Cegah Kelangkaan Pangan, Lampung Berencana Batasi Distribusi Gabah ke Luar Daerah
Pemerintah Provinsi Lampung tengah membahas regulasi terkait distribusi gabah ke luar Lampung sebagai upaya untuk pengendalian pasokan pangan di daerah.
Oleh
VINA OKTAVIA
·2 menit baca
BANDAR LAMPUNG, KOMPAS — Pemerintah Provinsi Lampung tengah membahas regulasi terkait distribusi gabah ke luar Lampung sebagai upaya untuk pengendalian pasokan pangan di daerah. Pemerintah daerah berencana mengusulkan revisi peraturan gubernur agar pengendalian distribusi gabah bisa lebih ketat.
Asisten II Bidang Perekonomian dan Pembangunan Pemprov Lampung Kusnardi menuturkan, regulasi yang tengah dibahas adalah Peraturan Daerah Nomor 7 tahun 2017 tentang Pengelolaan Distribusi Gabah dan Peraturan Gubernur Nomor 71 Tahun 2017 tentang Pelaksanaan Pengawasan dan Pengendalian Distribusi Gabah. Pihaknya menilai, sejumlah pasal dalam regulasi tersebut perlu direvisi untuk mengendalikan pasokan pangan di daerah.
”Kami akan perbaiki peraturan gubernur. Kami sedang membahas bagaimana caranya agar distribusi gabah ke luar daerah dibatasi sehingga tidak terjadi kelangkaan pangan di Lampung,” kata Kusnardi, di Bandar Lampung, Selasa (18/7/2023).
Menurut dia, usulan revisi aturan tersebut dilakukan karena pemerintah melihat tren kenaikan harga beras dua tahun terakhir.
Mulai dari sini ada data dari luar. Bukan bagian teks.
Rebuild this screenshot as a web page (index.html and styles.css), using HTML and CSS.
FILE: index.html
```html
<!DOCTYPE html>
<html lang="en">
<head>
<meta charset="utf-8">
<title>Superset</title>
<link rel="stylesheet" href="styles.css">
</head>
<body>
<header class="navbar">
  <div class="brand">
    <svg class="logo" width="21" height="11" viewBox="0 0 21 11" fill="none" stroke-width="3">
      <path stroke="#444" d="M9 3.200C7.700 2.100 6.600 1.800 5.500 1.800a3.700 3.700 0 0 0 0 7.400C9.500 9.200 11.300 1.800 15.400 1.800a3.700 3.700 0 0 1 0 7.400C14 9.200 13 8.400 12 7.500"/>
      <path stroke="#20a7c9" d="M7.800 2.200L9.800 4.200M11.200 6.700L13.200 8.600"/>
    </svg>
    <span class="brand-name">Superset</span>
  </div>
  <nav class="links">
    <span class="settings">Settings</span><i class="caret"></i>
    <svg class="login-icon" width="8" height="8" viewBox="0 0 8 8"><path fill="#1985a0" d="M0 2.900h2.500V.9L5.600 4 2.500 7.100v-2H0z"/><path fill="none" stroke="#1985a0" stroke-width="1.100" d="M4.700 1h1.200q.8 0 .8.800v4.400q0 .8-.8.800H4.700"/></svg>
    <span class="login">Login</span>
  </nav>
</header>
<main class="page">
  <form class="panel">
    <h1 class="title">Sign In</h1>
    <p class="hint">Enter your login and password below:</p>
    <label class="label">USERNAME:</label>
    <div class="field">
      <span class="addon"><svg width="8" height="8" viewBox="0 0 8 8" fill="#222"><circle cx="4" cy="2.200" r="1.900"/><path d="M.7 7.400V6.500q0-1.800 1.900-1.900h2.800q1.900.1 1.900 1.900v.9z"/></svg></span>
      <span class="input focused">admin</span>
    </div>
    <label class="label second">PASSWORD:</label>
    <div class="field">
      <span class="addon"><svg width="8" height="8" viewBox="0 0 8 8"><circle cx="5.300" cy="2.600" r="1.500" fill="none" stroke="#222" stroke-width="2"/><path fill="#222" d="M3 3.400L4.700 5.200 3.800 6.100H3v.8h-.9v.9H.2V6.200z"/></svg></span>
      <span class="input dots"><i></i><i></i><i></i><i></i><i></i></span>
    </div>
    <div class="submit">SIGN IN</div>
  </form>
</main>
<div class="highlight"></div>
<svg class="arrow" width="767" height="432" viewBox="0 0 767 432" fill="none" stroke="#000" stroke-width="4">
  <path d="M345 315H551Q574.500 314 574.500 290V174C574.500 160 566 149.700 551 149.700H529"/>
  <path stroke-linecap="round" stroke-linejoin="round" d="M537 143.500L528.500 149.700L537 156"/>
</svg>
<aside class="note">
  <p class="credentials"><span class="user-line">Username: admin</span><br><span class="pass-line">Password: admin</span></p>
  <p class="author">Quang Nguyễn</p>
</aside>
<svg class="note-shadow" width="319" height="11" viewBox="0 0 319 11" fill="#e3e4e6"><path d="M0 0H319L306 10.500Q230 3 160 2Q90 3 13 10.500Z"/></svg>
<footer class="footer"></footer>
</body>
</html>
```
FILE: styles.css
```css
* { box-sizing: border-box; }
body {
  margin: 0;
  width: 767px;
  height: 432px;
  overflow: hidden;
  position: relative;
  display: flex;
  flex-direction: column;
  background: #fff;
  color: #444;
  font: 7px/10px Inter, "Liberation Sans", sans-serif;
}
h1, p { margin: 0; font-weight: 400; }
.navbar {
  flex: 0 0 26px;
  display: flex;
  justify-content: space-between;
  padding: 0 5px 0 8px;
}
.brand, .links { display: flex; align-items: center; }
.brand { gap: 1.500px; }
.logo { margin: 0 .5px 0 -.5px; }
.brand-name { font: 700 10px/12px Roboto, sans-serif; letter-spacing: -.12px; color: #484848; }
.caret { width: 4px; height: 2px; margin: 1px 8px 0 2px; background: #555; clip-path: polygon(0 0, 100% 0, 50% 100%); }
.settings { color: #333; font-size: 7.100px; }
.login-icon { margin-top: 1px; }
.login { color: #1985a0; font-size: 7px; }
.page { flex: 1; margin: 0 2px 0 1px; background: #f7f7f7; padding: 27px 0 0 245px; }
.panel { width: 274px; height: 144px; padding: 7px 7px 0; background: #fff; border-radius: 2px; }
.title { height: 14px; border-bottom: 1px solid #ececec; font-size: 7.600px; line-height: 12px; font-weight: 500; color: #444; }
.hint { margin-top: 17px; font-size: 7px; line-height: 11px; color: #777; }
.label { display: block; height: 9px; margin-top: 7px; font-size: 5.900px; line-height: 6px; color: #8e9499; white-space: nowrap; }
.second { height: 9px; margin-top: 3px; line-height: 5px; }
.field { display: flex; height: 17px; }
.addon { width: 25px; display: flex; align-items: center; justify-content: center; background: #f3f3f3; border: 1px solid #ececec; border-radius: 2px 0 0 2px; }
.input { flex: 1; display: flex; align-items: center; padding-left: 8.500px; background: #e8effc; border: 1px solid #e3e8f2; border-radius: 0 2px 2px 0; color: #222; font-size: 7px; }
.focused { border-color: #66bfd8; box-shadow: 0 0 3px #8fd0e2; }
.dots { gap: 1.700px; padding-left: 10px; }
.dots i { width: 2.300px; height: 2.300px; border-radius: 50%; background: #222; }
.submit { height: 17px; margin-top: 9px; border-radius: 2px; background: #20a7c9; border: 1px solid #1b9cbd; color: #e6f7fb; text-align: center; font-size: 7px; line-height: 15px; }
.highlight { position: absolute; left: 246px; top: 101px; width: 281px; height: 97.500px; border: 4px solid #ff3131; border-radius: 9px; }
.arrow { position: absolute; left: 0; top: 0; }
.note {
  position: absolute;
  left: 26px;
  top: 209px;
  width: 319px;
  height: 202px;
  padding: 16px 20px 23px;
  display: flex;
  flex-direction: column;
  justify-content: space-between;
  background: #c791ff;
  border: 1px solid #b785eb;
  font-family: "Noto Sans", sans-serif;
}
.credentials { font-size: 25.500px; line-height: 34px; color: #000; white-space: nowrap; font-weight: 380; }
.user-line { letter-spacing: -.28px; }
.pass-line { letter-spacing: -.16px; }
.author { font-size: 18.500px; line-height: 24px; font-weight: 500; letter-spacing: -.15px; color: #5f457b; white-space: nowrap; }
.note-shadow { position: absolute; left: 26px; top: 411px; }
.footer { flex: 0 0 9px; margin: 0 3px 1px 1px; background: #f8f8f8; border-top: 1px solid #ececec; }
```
Menjelang akhir masa panen gadu, harga beras di Lampung tinggi, yakni mencapai Rp 12.000-Rp 13.000 per kilogram. Saat ini, harga beras juga masih bertahan tinggi pada harga Rp 11.000-Rp 12.000 per kg.
Selain itu, ada indikasi distribusi gabah keluar daerah dalam jumlah cukup besar. Hal itu membuat harga gabah di Lampung cenderung mengalami peningkatan dan mengancam usaha penggilingan padi skala kecil. Selain itu, juga tidak memberi nilai tambah dan mengancam stok pangan di daerah.
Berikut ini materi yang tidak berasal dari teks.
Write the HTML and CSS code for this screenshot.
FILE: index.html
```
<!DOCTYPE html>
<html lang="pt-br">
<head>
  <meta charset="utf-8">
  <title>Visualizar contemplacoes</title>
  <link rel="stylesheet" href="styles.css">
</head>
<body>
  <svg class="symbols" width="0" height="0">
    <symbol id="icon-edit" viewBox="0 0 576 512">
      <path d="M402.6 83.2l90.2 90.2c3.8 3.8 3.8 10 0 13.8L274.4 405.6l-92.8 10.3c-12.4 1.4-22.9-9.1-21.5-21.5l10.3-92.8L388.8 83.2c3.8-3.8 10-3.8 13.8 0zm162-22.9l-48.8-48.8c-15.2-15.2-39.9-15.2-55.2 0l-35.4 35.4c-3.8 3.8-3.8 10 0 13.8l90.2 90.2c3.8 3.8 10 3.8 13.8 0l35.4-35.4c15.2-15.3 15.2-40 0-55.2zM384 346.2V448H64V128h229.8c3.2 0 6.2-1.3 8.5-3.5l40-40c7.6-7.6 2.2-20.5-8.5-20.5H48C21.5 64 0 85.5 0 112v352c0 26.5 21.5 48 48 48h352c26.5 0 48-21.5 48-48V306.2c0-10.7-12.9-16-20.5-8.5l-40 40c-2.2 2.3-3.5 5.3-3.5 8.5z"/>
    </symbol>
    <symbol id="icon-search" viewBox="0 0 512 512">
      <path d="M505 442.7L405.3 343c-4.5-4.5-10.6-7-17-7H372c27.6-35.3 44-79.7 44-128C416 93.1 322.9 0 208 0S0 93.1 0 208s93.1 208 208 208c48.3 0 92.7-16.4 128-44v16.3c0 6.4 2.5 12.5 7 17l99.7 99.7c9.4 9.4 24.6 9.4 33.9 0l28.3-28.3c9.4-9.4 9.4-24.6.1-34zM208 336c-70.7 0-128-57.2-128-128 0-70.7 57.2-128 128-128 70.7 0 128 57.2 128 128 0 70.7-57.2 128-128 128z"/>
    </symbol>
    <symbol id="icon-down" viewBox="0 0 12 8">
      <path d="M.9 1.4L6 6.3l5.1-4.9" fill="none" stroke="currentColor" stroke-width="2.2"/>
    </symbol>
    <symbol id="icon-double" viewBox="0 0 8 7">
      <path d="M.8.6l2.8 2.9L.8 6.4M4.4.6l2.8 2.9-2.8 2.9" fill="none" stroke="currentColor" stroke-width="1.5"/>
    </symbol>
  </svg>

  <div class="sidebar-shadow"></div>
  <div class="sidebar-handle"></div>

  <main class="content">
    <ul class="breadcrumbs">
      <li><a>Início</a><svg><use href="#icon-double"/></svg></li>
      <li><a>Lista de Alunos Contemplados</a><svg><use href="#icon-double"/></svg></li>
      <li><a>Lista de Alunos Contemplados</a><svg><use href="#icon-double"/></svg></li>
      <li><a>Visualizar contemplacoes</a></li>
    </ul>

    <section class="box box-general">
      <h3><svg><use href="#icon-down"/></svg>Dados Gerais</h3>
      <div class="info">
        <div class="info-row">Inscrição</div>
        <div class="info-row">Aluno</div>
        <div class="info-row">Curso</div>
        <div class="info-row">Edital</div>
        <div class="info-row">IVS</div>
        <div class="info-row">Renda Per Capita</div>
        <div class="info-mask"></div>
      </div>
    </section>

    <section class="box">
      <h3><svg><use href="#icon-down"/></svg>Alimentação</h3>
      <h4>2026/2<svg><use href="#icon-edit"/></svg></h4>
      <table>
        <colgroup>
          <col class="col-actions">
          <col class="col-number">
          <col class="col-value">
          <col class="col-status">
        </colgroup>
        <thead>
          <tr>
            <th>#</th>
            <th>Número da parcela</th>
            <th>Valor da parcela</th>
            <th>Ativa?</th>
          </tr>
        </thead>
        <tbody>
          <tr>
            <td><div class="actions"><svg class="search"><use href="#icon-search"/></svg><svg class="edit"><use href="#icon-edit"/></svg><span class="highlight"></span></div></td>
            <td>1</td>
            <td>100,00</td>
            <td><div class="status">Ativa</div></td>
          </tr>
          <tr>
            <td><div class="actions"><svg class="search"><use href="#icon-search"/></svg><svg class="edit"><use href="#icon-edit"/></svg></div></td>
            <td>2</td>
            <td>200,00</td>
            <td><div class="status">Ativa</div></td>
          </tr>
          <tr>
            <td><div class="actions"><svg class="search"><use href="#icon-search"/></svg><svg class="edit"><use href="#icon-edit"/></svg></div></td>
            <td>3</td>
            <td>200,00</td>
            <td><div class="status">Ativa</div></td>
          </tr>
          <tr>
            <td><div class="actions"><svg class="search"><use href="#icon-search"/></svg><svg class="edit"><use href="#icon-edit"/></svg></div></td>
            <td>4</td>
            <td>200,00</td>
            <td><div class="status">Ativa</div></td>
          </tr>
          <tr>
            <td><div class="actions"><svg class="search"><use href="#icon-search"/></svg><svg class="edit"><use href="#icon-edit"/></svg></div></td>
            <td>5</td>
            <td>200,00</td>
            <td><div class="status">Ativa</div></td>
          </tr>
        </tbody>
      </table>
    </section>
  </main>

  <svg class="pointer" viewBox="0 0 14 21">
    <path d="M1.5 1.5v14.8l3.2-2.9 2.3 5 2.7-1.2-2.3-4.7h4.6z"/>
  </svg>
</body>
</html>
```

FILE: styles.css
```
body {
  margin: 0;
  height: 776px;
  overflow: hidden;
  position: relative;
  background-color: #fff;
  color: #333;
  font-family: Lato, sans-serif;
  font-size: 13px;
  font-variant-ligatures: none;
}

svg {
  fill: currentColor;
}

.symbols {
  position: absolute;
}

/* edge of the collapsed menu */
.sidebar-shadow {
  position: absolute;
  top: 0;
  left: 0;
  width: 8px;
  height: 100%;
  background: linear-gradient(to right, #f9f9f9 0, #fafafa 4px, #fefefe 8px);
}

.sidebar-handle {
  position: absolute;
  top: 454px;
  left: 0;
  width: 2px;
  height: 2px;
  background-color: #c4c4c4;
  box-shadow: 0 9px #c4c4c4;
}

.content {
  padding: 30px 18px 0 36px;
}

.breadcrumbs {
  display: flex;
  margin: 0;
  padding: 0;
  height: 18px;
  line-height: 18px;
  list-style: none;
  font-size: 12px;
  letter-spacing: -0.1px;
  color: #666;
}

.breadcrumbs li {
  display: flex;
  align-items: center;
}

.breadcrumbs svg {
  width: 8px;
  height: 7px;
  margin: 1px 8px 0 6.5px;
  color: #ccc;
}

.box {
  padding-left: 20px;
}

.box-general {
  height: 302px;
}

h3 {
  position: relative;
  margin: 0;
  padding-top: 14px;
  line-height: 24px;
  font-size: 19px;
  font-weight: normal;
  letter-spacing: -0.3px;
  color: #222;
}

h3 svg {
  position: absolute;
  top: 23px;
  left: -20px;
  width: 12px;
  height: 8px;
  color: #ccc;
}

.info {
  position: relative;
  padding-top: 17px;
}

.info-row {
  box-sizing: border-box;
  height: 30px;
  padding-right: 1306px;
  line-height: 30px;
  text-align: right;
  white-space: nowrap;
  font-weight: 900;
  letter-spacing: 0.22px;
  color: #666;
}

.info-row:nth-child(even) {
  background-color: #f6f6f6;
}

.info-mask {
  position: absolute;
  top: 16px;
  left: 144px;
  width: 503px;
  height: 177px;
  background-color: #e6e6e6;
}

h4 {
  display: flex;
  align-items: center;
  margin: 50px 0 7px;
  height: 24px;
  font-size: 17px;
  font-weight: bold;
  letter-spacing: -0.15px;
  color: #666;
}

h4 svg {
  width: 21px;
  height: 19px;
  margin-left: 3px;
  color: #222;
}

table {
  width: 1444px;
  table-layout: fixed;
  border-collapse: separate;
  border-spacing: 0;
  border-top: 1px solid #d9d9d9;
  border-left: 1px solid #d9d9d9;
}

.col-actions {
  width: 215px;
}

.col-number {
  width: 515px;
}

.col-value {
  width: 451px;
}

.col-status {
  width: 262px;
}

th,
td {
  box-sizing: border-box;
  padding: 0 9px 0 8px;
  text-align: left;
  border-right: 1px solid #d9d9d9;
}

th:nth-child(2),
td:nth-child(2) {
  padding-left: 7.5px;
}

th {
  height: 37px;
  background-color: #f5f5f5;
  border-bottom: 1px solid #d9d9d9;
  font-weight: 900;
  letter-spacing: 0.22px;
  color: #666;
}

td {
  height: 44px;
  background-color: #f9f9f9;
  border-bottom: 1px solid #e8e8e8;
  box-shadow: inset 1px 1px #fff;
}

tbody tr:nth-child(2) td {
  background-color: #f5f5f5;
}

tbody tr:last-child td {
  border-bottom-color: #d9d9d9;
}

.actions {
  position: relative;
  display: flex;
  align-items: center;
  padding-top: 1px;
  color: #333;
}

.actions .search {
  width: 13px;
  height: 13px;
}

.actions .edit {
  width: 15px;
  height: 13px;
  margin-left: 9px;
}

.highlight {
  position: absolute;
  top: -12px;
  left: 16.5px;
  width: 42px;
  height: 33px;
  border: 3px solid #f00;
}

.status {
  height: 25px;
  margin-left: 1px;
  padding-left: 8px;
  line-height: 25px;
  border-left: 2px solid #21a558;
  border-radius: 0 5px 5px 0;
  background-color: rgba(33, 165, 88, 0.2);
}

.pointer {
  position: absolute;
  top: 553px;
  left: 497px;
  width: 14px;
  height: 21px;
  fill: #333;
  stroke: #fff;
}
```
Karena itu, pemerintah juga ingin mendorong agar pelaku usaha di bidang pengolahan padi berinvestasi di Lampung. ”Kalau mau, mereka yang mau membeli gabah dari Lampung investasi saja di sini, jangan di luar daerah,” ujarnya.
Secara terpisah, anggota Komisi IV DPRD Lampung, Midi Ismanto, menuturkan, pihaknya menerima keluhan dari sejumlah pelaku usaha penggilingan padi di Lampung. Selain sulit mencari gabah di petani, harga jual gabah kering panen juga terus mengalami kenaikan.
Selain memperketat regulasi, pemerintah daerah juga harus mampu memastikan agar implementasi perda dan pergub tersebut berjalan dengan baik. Ia menilai, lemahnya penegakan aturan membuat hasil panen padi petani Lampung lebih banyak dijual ke luar daerah. Akibatnya, Lampung mengalami kelangkaan beras pada akhir tahun.
Berdasarkan data Dinas Ketahangan Pangan dan Holtikultura Lampung, pada tahun 2022, produksi beras di Lampung sebanyak 2,1 juta ton. Dari jumlah itu, kebutuhan pangan masyarakat Lampung sebanyak 800.000 ton sehingga Lampung masih surplus 1,3 juta ton.
Midi menilai, pemda semestinya bertindak tegas terhadap pihak-pihak yang menjual gabah ke luar Lampung dalam jumlah besar. Pemberian sanksi berupa pencabutan izin usaha bisa diberikan kepada pelaku usaha yang melanggar.